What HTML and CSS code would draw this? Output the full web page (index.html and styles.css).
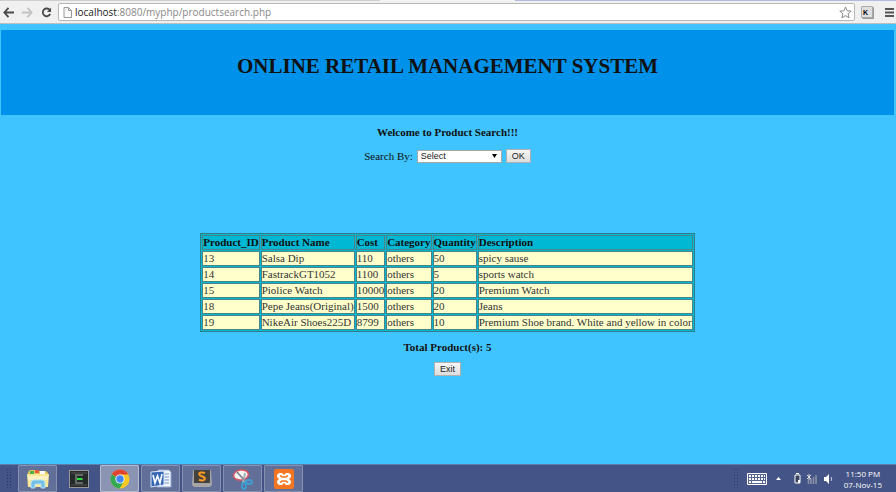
FILE: index.html
```html
<!DOCTYPE html>
<html lang="en">
<head>
    <meta charset="UTF-8">
    <meta name="viewport" content="width=device-width, initial-scale=1.0">
    <title>Product Search</title>
    <link rel="stylesheet" href="styles.css">
</head>
<body>

    <div class="tabstrip"><span class="tab-left"></span><span class="tab-active"></span><span class="tab-rest"></span></div>
    <div class="toolbar">
        <button class="nav" aria-label="Back">
            <svg width="11" height="11" viewBox="0 0 12 12"><path d="M12 6H2M6 1L1.500 6 6 11" fill="none" stroke="#4a4a4a" stroke-width="2"/></svg>
        </button>
        <button class="nav" aria-label="Forward">
            <svg width="11" height="11" viewBox="0 0 12 12"><path d="M0 6h10M6 1l4.500 5L6 11" fill="none" stroke="#c4c4c4" stroke-width="2"/></svg>
        </button>
        <button class="nav" aria-label="Reload">
            <svg width="11" height="11" viewBox="0 0 12 12"><path d="M9.600 3.400A4.200 4.200 0 1 0 10 7.600" fill="none" stroke="#4a4a4a" stroke-width="2"/><path d="M11 .8V5.400H6.400z" fill="#4a4a4a"/></svg>
        </button>
        <div class="address">
            <svg width="9" height="11" viewBox="0 0 9 11"><path d="M1 .5h4.500l3 3v7H1zM5.500 .5v3h3" fill="#fafafa" stroke="#999"/></svg>
            <span class="url"><span class="host">localhost</span>:8080/myphp/productsearch.php</span>
            <svg width="13" height="13" viewBox="0 0 13 13"><path d="M6.500 1l1.600 3.800 4.100.3-3.100 2.700 1 4-3.600-2.200-3.600 2.200 1-4L.8 5.100l4.100-.3z" fill="#fff" stroke="#8a8a8a"/></svg>
        </div>
        <button class="ext" aria-label="Extension">K</button>
        <button class="nav menu" aria-label="Menu">
            <svg width="9" height="9" viewBox="0 0 9 9"><path d="M0 1h9M0 4.500h9M0 8h9" stroke="#555" stroke-width="2"/></svg>
        </button>
    </div>

    <main class="page">
        <div class="header">
            <h1>ONLINE RETAIL MANAGEMENT SYSTEM</h1>
        </div>

        <p class="welcome"><b>Welcome to Product Search!!!</b></p>

        <form class="search">
            <label for="searchBy">Search By:</label>
            <select id="searchBy">
                <option>Select</option>
                <option>Product Name</option>
                <option>Category</option>
            </select>
            <button type="button">OK</button>
        </form>

        <table class="products">
            <tr><th>Product_ID</th><th>Product Name</th><th>Cost</th><th>Category</th><th>Quantity</th><th>Description</th></tr>
            <tr><td>13</td><td>Salsa Dip</td><td>110</td><td>others</td><td>50</td><td>spicy sause</td></tr>
            <tr><td>14</td><td>FastrackGT1052</td><td>1100</td><td>others</td><td>5</td><td>sports watch</td></tr>
            <tr><td>15</td><td>Piolice Watch</td><td>10000</td><td>others</td><td>20</td><td>Premium Watch</td></tr>
            <tr><td>18</td><td>Pepe Jeans(Original)</td><td>1500</td><td>others</td><td>20</td><td>Jeans</td></tr>
            <tr><td>19</td><td>NikeAir Shoes225D</td><td>8799</td><td>others</td><td>10</td><td>Premium Shoe brand. White and yellow in color</td></tr>
        </table>

        <p class="total"><b>Total Product(s): 5</b></p>
        <button type="button">Exit</button>
    </main>

    <div class="taskbar">
        <span class="grip"></span>
        <button class="task" aria-label="File Explorer">
            <svg width="24" height="22" viewBox="0 0 24 22"><path d="M2 4l2-2h6l1 1h9l2 2v13H2z" fill="#e6c65c"/><path d="M4 3h4v3H4z" fill="#4caf50"/><path d="M9 2h4v3H9z" fill="#e55b3c"/><path d="M14 3h5v3h-5z" fill="#fff"/><path d="M1 6h22l-1 13H2z" fill="#fae79a"/><path d="M2 8h20l-.3 4H2.300z" fill="#fdf3c2"/><path d="M5 20v-5q0-3 3-3h8q3 0 3 3v5h-4v-4H9v4z" fill="#73bfe6" stroke="#b5e1f5"/></svg>
        </button>
        <button class="task plain" aria-label="Terminal">
            <svg width="20" height="18" viewBox="0 0 20 18"><path d="M0 0h20v18H0z" fill="#999"/><path d="M1 1h18v16H1z" fill="#252a28"/><path d="M2 3h16M2 15h16" stroke="#555"/><path d="M14 5H7v8h7M8 9h6" fill="none" stroke="#606b65" stroke-width="2"/><path d="M8 9h5" stroke="#20e83c" stroke-width="2"/></svg>
        </button>
        <button class="task active" aria-label="Chrome">
            <svg width="20" height="20" viewBox="0 0 20 20"><circle cx="10" cy="10" r="9.500" fill="#fbc926"/><path d="M10 10L1.800 5.200A9.500 9.500 0 0 1 18.300 5.500H10z" fill="#df4436"/><path d="M1.800 5.200A9.500 9.500 0 0 0 9.500 19.500L14 12.300 10 10z" fill="#34a853"/><circle cx="10" cy="10" r="4.600" fill="#fff"/><circle cx="10" cy="10" r="3.700" fill="#4285f4"/></svg>
        </button>
        <button class="task" aria-label="Word">
            <svg width="22" height="20" viewBox="0 0 22 20"><path d="M8 1h11l2 2v15H7z" fill="#f2f6fc" stroke="#8da9d4"/><path d="M14 5h5M14 8h5M14 11h5M13 14h6" stroke="#7196cf"/><path d="M1 3l13-1v14L1 18z" fill="#3567b3" stroke="#dce8f8"/><path d="M3 6l2 8 2.500-7L10 14l2-9" fill="none" stroke="#fff" stroke-width="1.600"/></svg>
        </button>
        <button class="task" aria-label="Sublime Text">
            <svg width="20" height="19" viewBox="0 0 20 19"><path d="M1 1h18l1 15-2 2H2l-2-2z" fill="#a5a5a5"/><path d="M2 1h16v13H2z" fill="#44423f"/><path d="M13 4.200C10 2.700 7 3.500 7.200 5.300 7.400 7.500 13 7 12.800 9.500 12.600 12 9 12 7 10.700" fill="none" stroke="#ff9b22" stroke-width="2"/></svg>
        </button>
        <button class="task" aria-label="Snipping Tool">
            <svg width="22" height="22" viewBox="0 0 22 22"><ellipse cx="9" cy="7" rx="7.500" ry="5" fill="#f5f5f5" stroke="#d85663" stroke-width="1.600" transform="rotate(-8 9 7)"/><path d="M5 4l9 10M13 5l-2 10" stroke="#aab2bc" stroke-width="2"/><path d="M5 4l9 10" stroke="#555" stroke-width=".7"/><ellipse cx="17" cy="14" rx="3" ry="2" fill="none" stroke="#3f9ed4" stroke-width="1.800"/><ellipse cx="12" cy="18" rx="2" ry="3" fill="none" stroke="#3f9ed4" stroke-width="1.800"/></svg>
        </button>
        <button class="task" aria-label="XAMPP">
            <svg width="20" height="20" viewBox="0 0 20 20"><rect width="20" height="20" rx="2" fill="#f37623"/><path d="M5 4h3l2 2 2-2h3l2 2v2l-2 2 2 2v2l-2 2h-3l-2-2-2 2H5l-2-2v-2l2-2-2-2V6z" fill="#fff"/><path d="M6 7h1l1 1h4l1-1h1M6 13h1l1-1h4l1 1h1" fill="none" stroke="#f37623" stroke-width="1.600"/></svg>
        </button>

        <div class="tray">
            <span class="grip"></span>
            <svg class="keyboard" width="20" height="12" viewBox="0 0 20 12"><path d="M.5 .5h19v11H.5z" fill="#56658f" stroke="#fff"/><path d="M2 3h16M2 6h16" stroke="#fff" stroke-width="2" stroke-dasharray="2 1"/><path d="M2 9h2M5 9h10M16 9h2" stroke="#fff" stroke-width="2"/></svg>
            <svg class="arrow" width="5" height="3" viewBox="0 0 5 3"><path d="M0 3l2.500-3L5 3z" fill="#fff"/></svg>
            <svg class="battery" width="7" height="11" viewBox="0 0 7 11"><path d="M1 2h5v8H1z" fill="#39415e" stroke="#fff"/><path d="M2 .5h3" stroke="#fff"/><path d="M4 7h2v3H4z" fill="#fff"/></svg>
            <svg class="signal" width="10" height="10" viewBox="0 0 10 10"><path d="M1.500 10V6M4 10V5M6.500 10V3M9 10V1" stroke="#8a90a8" stroke-width="1.600"/><path d="M0 1l4 4M4 1L0 5M2 0v6" stroke="#ddd"/></svg>
            <svg class="sound" width="9" height="10" viewBox="0 0 9 10"><path d="M0 3h2l3-3v10L2 7H0z" fill="#fff"/><path d="M7 3q1.500 2 0 4" fill="none" stroke="#ccd2e4"/></svg>
            <div class="clock">11:50 PM<br>07-Nov-15</div>
        </div>
    </div>

</body>
</html>
```
FILE: styles.css
```css
* {
    box-sizing: border-box;
}
body {
    margin: 0;
    min-height: 100vh;
    display: flex;
    flex-direction: column;
    background: #40c4ff;
    color: #111;
    font-family: "Liberation Serif", serif;
    font-size: 11px;
}

/* browser bar */
.tabstrip {
    display: flex;
    height: 1px;
    background: #f4f4f4;
}
.tab-left {
    flex: 380;
    background: #cfcfcf;
}
.tab-active {
    flex: 135;
}
.tab-rest {
    flex: 381;
    background: #b3bbdb;
}
.toolbar {
    display: flex;
    align-items: center;
    height: 23px;
    padding: 1px 2px 1px 0;
    background: #f0f0f0;
    border-bottom: 1px solid #c0bdbb;
}
.nav {
    display: flex;
    width: 19px;
    padding: 0 0 0 3px;
    border: none;
    background: none;
}
.menu {
    justify-content: flex-end;
    width: 21px;
}
.address {
    flex: 1;
    display: flex;
    align-items: center;
    height: 18px;
    margin-left: 1px;
    padding: 0 2px 0 4px;
    background: white;
    border: 1px solid #b8b8b8;
    border-radius: 2px;
}
.url {
    flex: 1;
    margin-left: 3px;
    font-family: "Open Sans", sans-serif;
    font-size: 10px;
    line-height: 16px;
    color: #888;
}
.host {
    color: #222;
}
.toolbar .ext {
    width: 12px;
    height: 12px;
    margin-left: 6px;
    padding: 0 0 0 1px;
    border: 1px solid #aaa;
    border-radius: 1px;
    box-shadow: 1px 1px 0 #999;
    background: #dedede;
    font: bold 7px/9px "Liberation Sans", sans-serif;
    text-align: left;
}

/* page content */
.page {
    flex: 1;
    padding: 6px 2px 0 1px;
    text-align: center;
}
.header {
    height: 85px;
    padding-top: 22px;
    background: #0091ea;
}
h1 {
    margin: 0;
    font-size: 21px;
    line-height: 28px;
}
.welcome {
    margin: 10px 0;
    line-height: 14px;
}
.search {
    display: flex;
    justify-content: center;
    align-items: center;
    gap: 4px;
    height: 14px;
}
.page button {
    height: 14px;
    padding: 0 5px;
    border: 1px solid #b0b0b0;
    background: linear-gradient(#f6f6f6, #dddddd);
    color: #222;
    font: 9px/12px "Liberation Sans", sans-serif;
}
select {
    appearance: none;
    width: 85px;
    height: 13px;
    padding: 0 3px;
    border: 1px solid #a9a9a9;
    border-radius: 0;
    background: white url("data:image/svg+xml,%3Csvg xmlns='http://www.w3.org/2000/svg' width='5' height='4'%3E%3Cpath d='M0 0h5L2.500 4z'/%3E%3C/svg%3E") no-repeat right 4px center;
    color: #222;
    font: 9px/11px "Liberation Sans", sans-serif;
}
.products {
    margin: 70px auto 0;
    border: 1px solid #2e7f8c;
    border-collapse: separate;
    border-spacing: 1px;
    background: #00b8d4;
    text-align: left;
}
.products th,
.products td {
    height: 15px;
    padding: 0;
    border: 1px solid #4a8388;
    line-height: 13px;
    white-space: nowrap;
}
.products td {
    background: #ffffcc;
    color: #333;
}
.total {
    margin: 8px 0;
    line-height: 14px;
}

/* taskbar */
.taskbar {
    display: flex;
    align-items: stretch;
    gap: 2px;
    height: 28px;
    padding-left: 6px;
    background: #445486;
    border-top: 1px solid #5b7eaa;
}
.grip {
    width: 6px;
    margin: 3px 4px 3px 0;
    background: radial-gradient(circle, #2c3864 1px, transparent 1px) 0 0 / 3px 3px;
}
.task {
    display: flex;
    align-items: center;
    justify-content: center;
    width: 39px;
    padding: 0;
    border: 1px solid #8791b0;
    border-radius: 1px;
    background: #626f98;
}
.task.plain {
    border-color: transparent;
    background: none;
}
.task.active {
    border-color: #b5bcd0;
    background: #8b95b3;
}
.tray {
    display: flex;
    align-items: center;
    margin-left: auto;
    padding-right: 14px;
}
.tray .grip {
    align-self: stretch;
    margin-right: 8px;
}
.arrow { margin: 0 13px 0 9px; }
.signal { margin: 0 7px 0 6px; }
.sound { margin-right: 11px; }
.clock {
    color: white;
    font-family: "Open Sans", sans-serif;
    font-size: 8px;
    line-height: 11px;
    text-align: center;
}
```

→ **SHORT PROBLEM**
Find every line that includes the string "index". Report how many there are and nothing else.

→ **ANSWER TO THE TASK**
2